While receipts are the best evidence of fair market value, uncontradicted,
credible, testimony concerning replacement value may also be acceptable,
especially where a large part of the resolution of this claim rests upon the
credibility of the only witness, claimant, and the weight of the evidence
claimant presented to substantiate his claim. Resolving issues of credibility is
the province of this Court as the trier of fact. LeGrand v State of New
York, 195 AD2d 784, 785 (3d Dept 1993), lv denied 82 NY2d 663 (1993).
Certainly the court is not obligated to accept in its entirety the testimonial
evidence offered by one witness alone. See 1A NY PJI3d 1:41, at 55-56
(2006). This is because a court is always required to assess the credibility and
consistency of any witness offered, and has done so in this case.
Upon review of all the evidence, including listening to the claimant testify,
and observing his demeanor as he did so, and the additional documentary proof,
the court finds that claimant has established the elements of his claim, and has
proven damages in the amount of $11.31 for the loss of his postage stamps.
Claimant’s testimony appeared forthright, consistent and credible. Indeed,
his very persistence in pursuing a claim for such a nominal amount, in paying a
full filing fee in this court to obtain redress, and in further pursuing the
claim once he was released from custody and residing in an adjacent state, is
persuasive. Any lack of coherent paperwork is chargeable to the State here,
since completion of I-64 inventory forms is done by its agents, on forms that
vary from facility to facility, but are nonetheless required by facility
regulations. The court also finds it persuasive that property was apparently
packed up outside the presence of the claimant - a fact somewhat confirmed not
just by claimant’s testimony, but also by the May 15, 2006 memorandum from
Fishkill describing what personnel purportedly did with claimant’s
property upon his transfer [Exhibit 5] - leaving what was packed and what was
noted (or not noted) within the exclusive control of the State’s
Based on the foregoing, claimant has established his loss in the amount of
$11.31, and he is hereby awarded damages in the amount of $11.31 plus statutory
interest [State Finance Law §16; Civil Practice Law and Rules § 5004],
which the Court finds presumptively reasonable, from May 25, 2006 to the date of
this Decision, and thereafter to the date of the entry of judgment pursuant to
Civil Practice Law and Rules §§ 5001 and 5002.

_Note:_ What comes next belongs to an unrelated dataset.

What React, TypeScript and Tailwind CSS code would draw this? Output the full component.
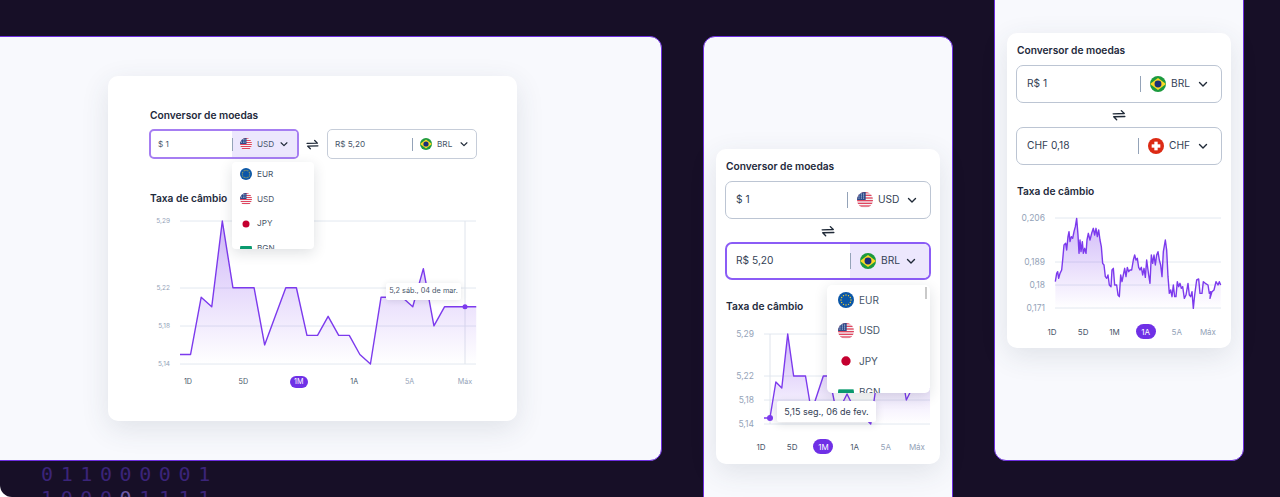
import { ReactNode } from "react";

type Code = "USD" | "BRL" | "EUR" | "JPY" | "BGN" | "CHF";

const rates = [
  5.15, 5.15, 5.21, 5.2, 5.29, 5.22, 5.22, 5.22, 5.16, 5.19, 5.22, 5.22, 5.17, 5.17, 5.19, 5.17, 5.17, 5.15, 5.14,
  5.21, 5.21, 5.21, 5.2, 5.24, 5.18, 5.2, 5.2, 5.2, 5.2,
];

// traced from the 1A chart, values are in 3x px
const chfTrace =
  "166,305 170,280 173,275 176,295 180,280 185,270 188,240 192,195 197,190 200,210 204,170 207,155 210,185 214,170 218,175 222,155 226,140 230,115 234,165 237,220 240,180 243,215 247,185 250,220 254,205 258,220 261,180 265,160 270,180 275,160 280,145 284,165 288,145 292,170 296,150 300,180 304,200 308,250 312,255 316,290 320,295 324,285 328,315 333,320 336,270 340,265 344,315 350,315 354,345 358,350 362,285 366,305 370,285 374,265 378,290 382,262 386,275 390,270 395,270 400,240 404,225 408,240 412,235 416,262 420,270 424,262 428,285 432,265 436,292 440,240 446,285 450,310 454,225 458,250 462,225 466,255 470,225 474,215 478,240 482,255 486,290 490,215 496,180 500,210 504,290 508,340 512,330 516,350 520,315 524,350 528,350 532,305 536,320 540,310 544,325 548,320 553,355 558,345 564,310 568,345 572,350 576,335 580,385 584,345 590,300 596,297 600,340 606,340 610,305 616,310 624,315 628,340 632,335 630,355 636,335 642,330 648,305 654,315 658,305 662,315";

function Flag({ code, size }: { code: Code; size: number }) {
  const id = `clip-${code}-${size}`;
  return (
    <svg width={size} height={size} viewBox="0 0 24 24" className="shrink-0">
      <clipPath id={id}>
        <circle cx="12" cy="12" r="12" />
      </clipPath>
      <g clipPath={`url(#${id})`}>
        {code === "USD" && (
          <>
            <rect width="24" height="24" fill="#f4f4f6" />
            {[0, 4, 8, 12, 16, 20].map((y) => (
              <rect key={y} y={y} width="24" height="2" fill="#e0455f" />
            ))}
            <rect width="13" height="12" fill="#2b4a8b" />
            {[3, 6, 9].map((y) =>
              [3, 6.5, 10].map((x) => <circle key={`${x}-${y}`} cx={x} cy={y} r="0.8" fill="#fff" />),
            )}
          </>
        )}
        {code === "BRL" && (
          <>
            <rect width="24" height="24" fill="#1c9a3e" />
            <polygon points="12,3 24,12 12,21 0,12" fill="#fbd925" />
            <circle cx="12" cy="12" r="5.2" fill="#1a2f78" />
          </>
        )}
        {code === "EUR" && (
          <>
            <rect width="24" height="24" fill="#0b57a8" />
            {[0, 30, 60, 90, 120, 150, 180, 210, 240, 270, 300, 330].map((a) => (
              <circle
                key={a}
                cx={12 + 7.5 * Math.cos((a * Math.PI) / 180)}
                cy={12 + 7.5 * Math.sin((a * Math.PI) / 180)}
                r="1"
                fill="#f8d12e"
              />
            ))}
          </>
        )}
        {code === "JPY" && (
          <>
            <rect width="24" height="24" fill="#fff" />
            <circle cx="12" cy="12" r="7" fill="#c4002f" />
          </>
        )}
        {code === "BGN" && (
          <>
            <rect width="24" height="8" fill="#fff" />
            <rect y="8" width="24" height="8" fill="#0a9a6e" />
            <rect y="16" width="24" height="8" fill="#d62612" />
          </>
        )}
        {code === "CHF" && (
          <>
            <rect width="24" height="24" fill="#dc2a14" />
            <rect x="9.5" y="5.5" width="5" height="13" fill="#fff" />
            <rect x="5.5" y="9.5" width="13" height="5" fill="#fff" />
          </>
        )}
      </g>
    </svg>
  );
}

function Chevron({ size }: { size: number }) {
  return (
    <svg width={size} height={size} viewBox="0 0 24 24" fill="none" stroke="#1f2937" strokeWidth="2.8" strokeLinecap="round" strokeLinejoin="round" className="shrink-0">
      <path d="M5 9l7 7 7-7" />
    </svg>
  );
}

function Swap({ size }: { size: number }) {
  return (
    <svg width={size} height={size} viewBox="0 0 24 24" fill="none" stroke="#1f2937" strokeWidth="2.4" strokeLinecap="round" strokeLinejoin="round" className="shrink-0">
      <path d="M2 10l19-0.5-5-5" />
      <path d="M22 14.500L3 15l5 5" />
    </svg>
  );
}

function SmallField({ value, code, active, dividerAt }: { value: string; code: Code; active?: boolean; dividerAt: number }) {
  return (
    <div
      className={`flex h-[30px] w-[150px] overflow-hidden rounded-[5px] text-[8.2px] text-[#475569] ${
        active ? "border-2 border-[#a67ef2]" : "border border-[#c6cdd9]"
      }`}
    >
      <div className="flex flex-1 items-center pl-[7px]">{value}</div>
      <div className={`flex items-center ${active ? "bg-[#ece7fd]" : ""}`} style={{ width: dividerAt }}>
        <div className="h-[13px] w-px bg-[#94a3b8]" />
        <div className="ml-[7px] mr-[5px]">
          <Flag code={code} size={12} />
        </div>
        <span className="w-[17px]">{code}</span>
        <div className="ml-[5px]">
          <Chevron size={10} />
        </div>
      </div>
    </div>
  );
}

function Field({ value, code, active, right }: { value: string; code: Code; active?: boolean; right: number }) {
  return (
    <div
      className={`-ml-px flex h-[38px] w-[206px] overflow-hidden rounded-[7px] text-[10.2px] text-[#334155] ${
        active ? "border-2 border-[#8b5cf6]" : "border border-[#bcc5d3]"
      }`}
    >
      <div className={`flex flex-1 items-center ${active ? "pl-[9px]" : "pl-[10px]"}`}>{value}</div>
      <div className={`flex items-center ${active ? "bg-[#ece7fd]" : ""}`} style={{ width: right }}>
        <div className="h-[16px] w-px bg-[#94a3b8]" />
        <div className="ml-[9px] mr-[5px]">
          <Flag code={code} size={16} />
        </div>
        <span className="flex-1">{code}</span>
        <div className="mr-[12px]">
          <Chevron size={12} />
        </div>
      </div>
    </div>
  );
}

function Dropdown({ small, scrollbar }: { small?: boolean; scrollbar?: boolean }) {
  const codes: Code[] = ["EUR", "USD", "JPY", "BGN"];
  return (
    <div
      className={`absolute overflow-hidden bg-white shadow-[0_4px_14px_rgba(30,41,59,0.14)] ${
        small ? "left-[124px] top-[86px] h-[87px] w-[82px] rounded-[4px] text-[8.2px]" : "left-[111px] top-[136px] h-[108px] w-[103px] rounded-[5px] text-[10px]"
      } text-[#475569]`}
    >
      <div className={`flex flex-col ${small ? "gap-[12.400px] pl-[8px] pt-[6px]" : "gap-[14.700px] pl-[11px] pt-[7px]"}`}>
        {codes.map((code) => (
          <div key={code} className="flex items-center gap-[5px]">
            <Flag code={code} size={small ? 12 : 16} />
            {code}
          </div>
        ))}
      </div>
      {scrollbar && <div className="absolute right-[3px] top-[2px] h-[12px] w-[2px] bg-[#c9c9c9]" />}
    </div>
  );
}

function Ranges({ active, small }: { active: string; small?: boolean }) {
  const items = ["1D", "5D", "1M", "1A", "5A", "Máx"];
  return (
    <div className={`flex justify-between ${small ? "w-[295px] text-[7.2px]" : "w-[176px] text-[8px]"}`}>
      {items.map((item, i) => (
        <span
          key={item}
          className={`flex items-center justify-center rounded-full ${small ? "h-[12px] w-[18px]" : "h-[15px] w-[20px]"} ${
            item === active ? "bg-[#6f30e6] text-white" : i < 4 ? "text-[#475569]" : "text-[#94a3b8]"
          }`}
        >
          {item}
        </span>
      ))}
    </div>
  );
}

function Chart({
  width,
  height,
  left,
  points,
  ticks,
  fontSize,
  marker,
  id,
}: {
  width: number;
  height: number;
  left: number;
  points: [number, number][];
  ticks: { label: string; y: number }[];
  fontSize: number;
  marker?: [number, number];
  id: string;
}) {
  const line = points.map((p) => p.join(",")).join(" ");
  const first = points[0][0];
  const last = points[points.length - 1][0];
  return (
    <svg width={width} height={height} viewBox={`0 0 ${width} ${height}`} className="block overflow-visible">
      <defs>
        <linearGradient id={id} x1="0" y1="0" x2="0" y2="1">
          <stop offset="0" stopColor="#7c3aed" stopOpacity="0.36" />
          <stop offset="1" stopColor="#7c3aed" stopOpacity="0" />
        </linearGradient>
      </defs>
      {ticks.map((t) => (
        <g key={t.label}>
          <line x1={left} x2={width} y1={t.y} y2={t.y} stroke="#e2e8f0" />
          <text x={left - 10} y={t.y + fontSize * 0.36} textAnchor="end" fontSize={fontSize} fill="#94a3b8">
            {t.label}
          </text>
        </g>
      ))}
      {marker && <line x1={marker[0]} x2={marker[0]} y1={ticks[0].y} y2={ticks[ticks.length - 1].y} stroke="#dfe4ec" />}
      <polygon points={`${first},${ticks[ticks.length - 1].y} ${line} ${last},${ticks[ticks.length - 1].y}`} fill={`url(#${id})`} />
      <polyline points={line} fill="none" stroke="#7c3aed" strokeWidth="1.4" strokeLinejoin="round" />
      {marker && <circle cx={marker[0]} cy={marker[1]} r={width > 250 ? 2.5 : 3} fill="#7c3aed" />}
    </svg>
  );
}

function Card({ className, children }: { className: string; children: ReactNode }) {
  return <div className={`relative bg-white shadow-[0_8px_28px_rgba(51,65,85,0.12)] ${className}`}>{children}</div>;
}

function Title({ children, className }: { children: ReactNode; className: string }) {
  return <div className={`text-[10.2px] font-semibold leading-[14px] text-[#1e293b] ${className}`}>{children}</div>;
}

function rateY(v: number, bottom: number, top: number) {
  return bottom - ((v - 5.14) / 0.15) * (bottom - top);
}

export default function App() {
  // chart boxes are local: left one starts at x=149,y=213, middle at x=726,y=327
  const bigPoints = rates.map((v, i): [number, number] => [31 + i * 10.58, rateY(v, 150, 7)]);
  const midPoints = rates.map((v, i): [number, number] => [38 + i * 5.93, rateY(v, 97, 7)]);
  const chfPoints = chfTrace.split(" ").map((p): [number, number] => {
    const [x, y] = p.split(",").map(Number);
    return [x / 3 + 1000 - 1017, y / 3 + 180 - 209];
  });

  return (
    <div className="flex h-[497px] w-[1280px] overflow-hidden rounded-bl-[12px] bg-[#170f27] font-[Inter,sans-serif]">
      <div className="-ml-4 flex w-[678px] shrink-0 flex-col pt-[36px]">
        <div className="h-[425px] shrink-0 rounded-[12px] border border-[#6d2ee0] bg-[#f8f9fd] pl-[123px] pt-[39px]">
          <Card className="h-[345px] w-[409px] rounded-[10px] pl-[41px] pt-[32px]">
            <Title className="ml-px">Conversor de moedas</Title>
            <div className="mt-[7px] flex items-center">
              <SmallField value="$ 1" code="USD" active dividerAt={65} />
              <div className="ml-[7px] mr-[8px] flex w-[13px] justify-center">
                <Swap size={13} />
              </div>
              <SmallField value="R$ 5,20" code="BRL" dividerAt={64} />
            </div>
            <Title className="ml-px mt-[32px]">Taxa de câmbio</Title>
            <div className="mt-[9px]">
              <Chart
                id="big"
                width={327}
                height={152}
                left={31}
                points={bigPoints}
                fontSize={6.5}
                marker={[316, rateY(5.2, 150, 7)]}
                ticks={[
                  { label: "5,29", y: 7 },
                  { label: "5,22", y: 74 },
                  { label: "5,18", y: 112 },
                  { label: "5,14", y: 150 },
                ]}
              />
            </div>
            <div className="ml-[30px] mt-[10px]">
              <Ranges active="1M" small />
            </div>
            <Dropdown small />
            <div className="absolute left-[278px] top-[207px] flex h-[17px] w-[75px] items-center justify-center whitespace-nowrap rounded-[2px] bg-white text-[7.3px] text-[#475569] shadow-[0_1px_6px_rgba(30,41,59,0.12)]">
              5,2 sáb., 04 de mar.
            </div>
          </Card>
        </div>
        <div className="ml-[57px] mt-px shrink-0 font-['DejaVu_Sans_Mono',monospace] text-[20px] font-normal leading-[24px] tracking-[7.6px] text-[#3b2479]">
          <div>011000001</div>
          <div>
            1000<span className="text-[#6b5aa6]">0</span>1111
          </div>
        </div>
      </div>

      <div className="ml-[41px] mt-[36px] h-[480px] w-[250px] shrink-0 rounded-[12px] border border-[#6d2ee0] bg-[#f8f9fd] pl-[12px] pt-[112px]">
        <Card className="h-[315px] w-[224px] rounded-[10px] pl-[10px] pt-[10px]">
          <Title className="">Conversor de moedas</Title>
          <div className="mt-[8px] flex flex-col items-start">
            <Field value="$ 1" code="USD" right={83} />
            <div className="-ml-px flex h-[23px] w-[206px] items-center justify-center">
              <Swap size={14} />
            </div>
            <Field value="R$ 5,20" code="BRL" active right={79} />
          </div>
          <Title className="mt-[19px]">Taxa de câmbio</Title>
          <div className="mt-[14px]">
            <Chart
              id="mid"
              width={204}
              height={99}
              left={38}
              points={midPoints}
              fontSize={8.5}
              marker={[44, rateY(5.15, 97, 7)]}
              ticks={[
                { label: "5,29", y: 7 },
                { label: "5,22", y: 49 },
                { label: "5,18", y: 73 },
                { label: "5,14", y: 97 },
              ]}
            />
          </div>
          <div className="ml-[25px] mt-[13px]">
            <Ranges active="1M" />
          </div>
          <Dropdown scrollbar />
          <div className="absolute left-[61px] top-[252px] flex h-[21px] w-[99px] items-center justify-center whitespace-nowrap rounded-[2px] bg-white text-[9px] text-[#334155] shadow-[0_2px_8px_rgba(30,41,59,0.14)]">
            5,15 seg., 06 de fev.
          </div>
        </Card>
      </div>

      <div className="-mt-4 ml-[41px] h-[477px] w-[250px] shrink-0 rounded-[12px] border border-[#6d2ee0] bg-[#f8f9fd] pl-[12px] pt-[48px]">
        <Card className="h-[315px] w-[224px] rounded-[10px] pl-[10px] pt-[10px]">
          <Title className="">Conversor de moedas</Title>
          <div className="mt-[8px] flex flex-col items-start">
            <Field value="R$ 1" code="BRL" right={81} />
            <div className="-ml-px flex h-[24px] w-[206px] items-center justify-center">
              <Swap size={14} />
            </div>
            <Field value="CHF 0,18" code="CHF" right={83} />
          </div>
          <Title className="mt-[19px]">Taxa de câmbio</Title>
          <div className="mt-[11px]">
            <Chart
              id="chf"
              width={204}
              height={102}
              left={38}
              points={chfPoints}
              fontSize={8.5}
              ticks={[
                { label: "0,206", y: 9 },
                { label: "0,189", y: 53 },
                { label: "0,18", y: 76 },
                { label: "0,171", y: 99 },
              ]}
            />
          </div>
          <div className="ml-[25px] mt-[13px]">
            <Ranges active="1A" />
          </div>
        </Card>
      </div>
    </div>
  );
}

It is ordered that to the extent claimant has paid a filing fee, it may be
recovered pursuant to Court of Claims Act § 11-a(2).
Let Judgment be entered accordingly.
March 25, 2009
Plains, New York
HON. THOMAS H. SCUCCIMARRA
Judge of the Court of
. Claimant legally changed his name from
Matthew Scott Pante to Mark Wolf by Final Judgment of the Superior Court of New
Jersey, Warren County, signed on May 19, 2008 effective June 15, 2008. The claim
caption in this Court was amended to reflect the name change by Order filed on
October 10, 2008.
. All quotations are to audio recordings or
trial notes unless otherwise indicated.
. The facility claim was noted as received in
a memorandum to claimant from K. Baker, Head Account Clerk, dated June 14,
2006. [Exhibit 8]. Claimant wrote to K. Baker enclosing additional
substantiation of his claim. [Exhibit 9]. On June 27, and July 3, 2006, K.
Baker wrote back confirming receipt of the additional information from claimant.